### [DATASET EXTRACT]
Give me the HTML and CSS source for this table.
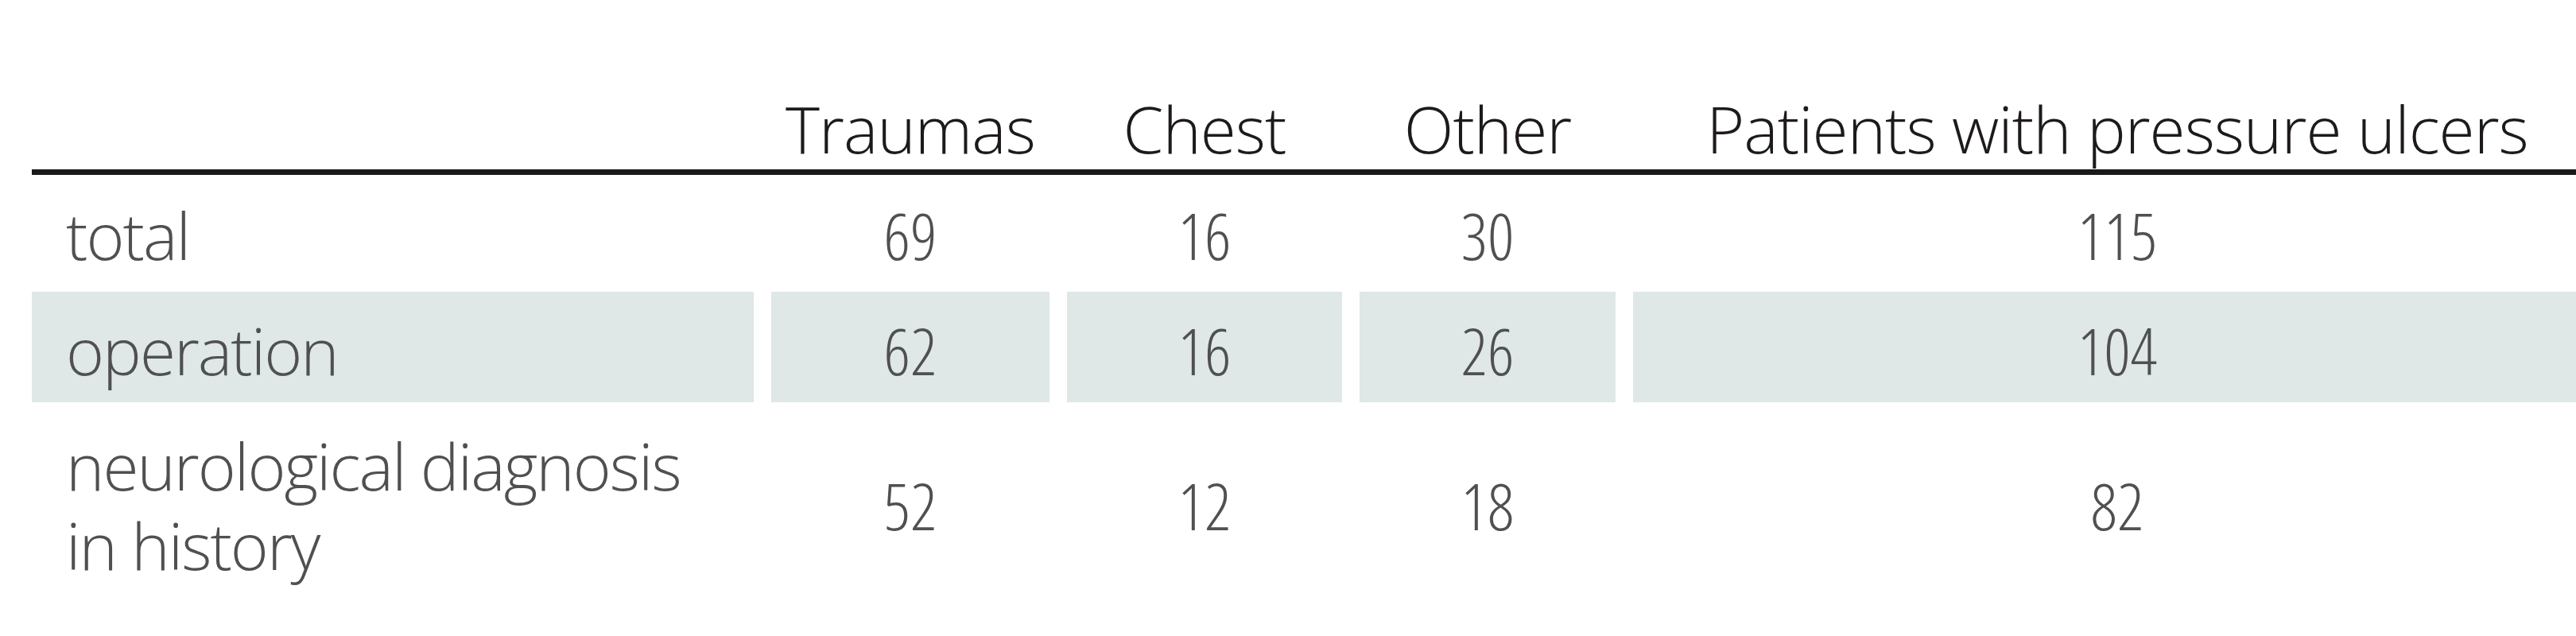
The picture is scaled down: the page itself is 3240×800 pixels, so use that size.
FILE: index.html
```html
<!DOCTYPE html>
<html lang="en">
<head>
<meta charset="utf-8">
<title>Patients with pressure ulcers</title>
<link rel="stylesheet" href="styles.css">
</head>
<body>
<div class="table">
  <div class="row head">
    <div class="cell label"></div>
    <div class="cell">Traumas</div>
    <div class="cell">Chest</div>
    <div class="cell">Other</div>
    <div class="cell last">Patients with pressure ulcers</div>
  </div>
  <div class="row first">
    <div class="cell label">total</div>
    <div class="cell num">69</div>
    <div class="cell num">16</div>
    <div class="cell num">30</div>
    <div class="cell num last">115</div>
  </div>
  <div class="row shaded">
    <div class="cell label">operation</div>
    <div class="cell num">62</div>
    <div class="cell num">16</div>
    <div class="cell num">26</div>
    <div class="cell num last">104</div>
  </div>
  <div class="row">
    <div class="cell label">neurological diagnosis<br>in history</div>
    <div class="cell num">52</div>
    <div class="cell num">12</div>
    <div class="cell num">18</div>
    <div class="cell num last">82</div>
  </div>
</div>
</body>
</html>
```

FILE: styles.css
```css
html, body {
  margin: 0;
  padding: 0;
  background: #ffffff;
  overflow: hidden;
}

.table {
  padding-left: 40px;
  padding-top: 111px;
  font-family: "Open Sans", "Liberation Sans", sans-serif;
  font-weight: 300;
  font-size: 82px;
  line-height: 100px;
  color: #505050;
}

.row {
  display: grid;
  grid-template-columns: 908px 350px 346px 322px 1fr;
  column-gap: 22px;
  margin-bottom: 6px;
}

.cell {
  text-align: center;
  padding: 23px 0 16px 0;
  display: flex;
  align-items: center;
  justify-content: center;
  white-space: nowrap;
}

.cell.num {
  font-stretch: 87.5%;
}

.cell.label {
  justify-content: flex-start;
  text-align: left;
  padding-left: 43px;
  letter-spacing: -2px;
}

.cell.last {
  padding-left: 32px;
}

.head {
  border-bottom: 7px solid #1a1a1a;
  margin-bottom: 2px;
  color: #1e1a1b;
  letter-spacing: -1px;
}

.head .cell {
  padding-top: 0;
  padding-bottom: 2px;
}

.shaded .cell {
  background: #dfe7e7;
}
```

### [PROBLEM TO WORK ON]
Leave the pictures out, and print every line of the listing exactly as written.

### [COMPLETE RESPONSE]
Give me the HTML and CSS source for this table.
The picture is scaled down: the page itself is 3240×800 pixels, so use that size.
FILE: index.html
```html
<!DOCTYPE html>
<html lang="en">
<head>
<meta charset="utf-8">
<title>Patients with pressure ulcers</title>
<link rel="stylesheet" href="styles.css">
</head>
<body>
<div class="table">
  <div class="row head">
    <div class="cell label"></div>
    <div class="cell">Traumas</div>
    <div class="cell">Chest</div>
    <div class="cell">Other</div>
    <div class="cell last">Patients with pressure ulcers</div>
  </div>
  <div class="row first">
    <div class="cell label">total</div>
    <div class="cell num">69</div>
    <div class="cell num">16</div>
    <div class="cell num">30</div>
    <div class="cell num last">115</div>
  </div>
  <div class="row shaded">
    <div class="cell label">operation</div>
    <div class="cell num">62</div>
    <div class="cell num">16</div>
    <div class="cell num">26</div>
    <div class="cell num last">104</div>
  </div>
  <div class="row">
    <div class="cell label">neurological diagnosis<br>in history</div>
    <div class="cell num">52</div>
    <div class="cell num">12</div>
    <div class="cell num">18</div>
    <div class="cell num last">82</div>
  </div>
</div>
</body>
</html>
```

FILE: styles.css
```css
html, body {
  margin: 0;
  padding: 0;
  background: #ffffff;
  overflow: hidden;
}

.table {
  padding-left: 40px;
  padding-top: 111px;
  font-family: "Open Sans", "Liberation Sans", sans-serif;
  font-weight: 300;
  font-size: 82px;
  line-height: 100px;
  color: #505050;
}

.row {
  display: grid;
  grid-template-columns: 908px 350px 346px 322px 1fr;
  column-gap: 22px;
  margin-bottom: 6px;
}

.cell {
  text-align: center;
  padding: 23px 0 16px 0;
  display: flex;
  align-items: center;
  justify-content: center;
  white-space: nowrap;
}

.cell.num {
  font-stretch: 87.5%;
}

.cell.label {
  justify-content: flex-start;
  text-align: left;
  padding-left: 43px;
  letter-spacing: -2px;
}

.cell.last {
  padding-left: 32px;
}

.head {
  border-bottom: 7px solid #1a1a1a;
  margin-bottom: 2px;
  color: #1e1a1b;
  letter-spacing: -1px;
}

.head .cell {
  padding-top: 0;
  padding-bottom: 2px;
}

.shaded .cell {
  background: #dfe7e7;
}
```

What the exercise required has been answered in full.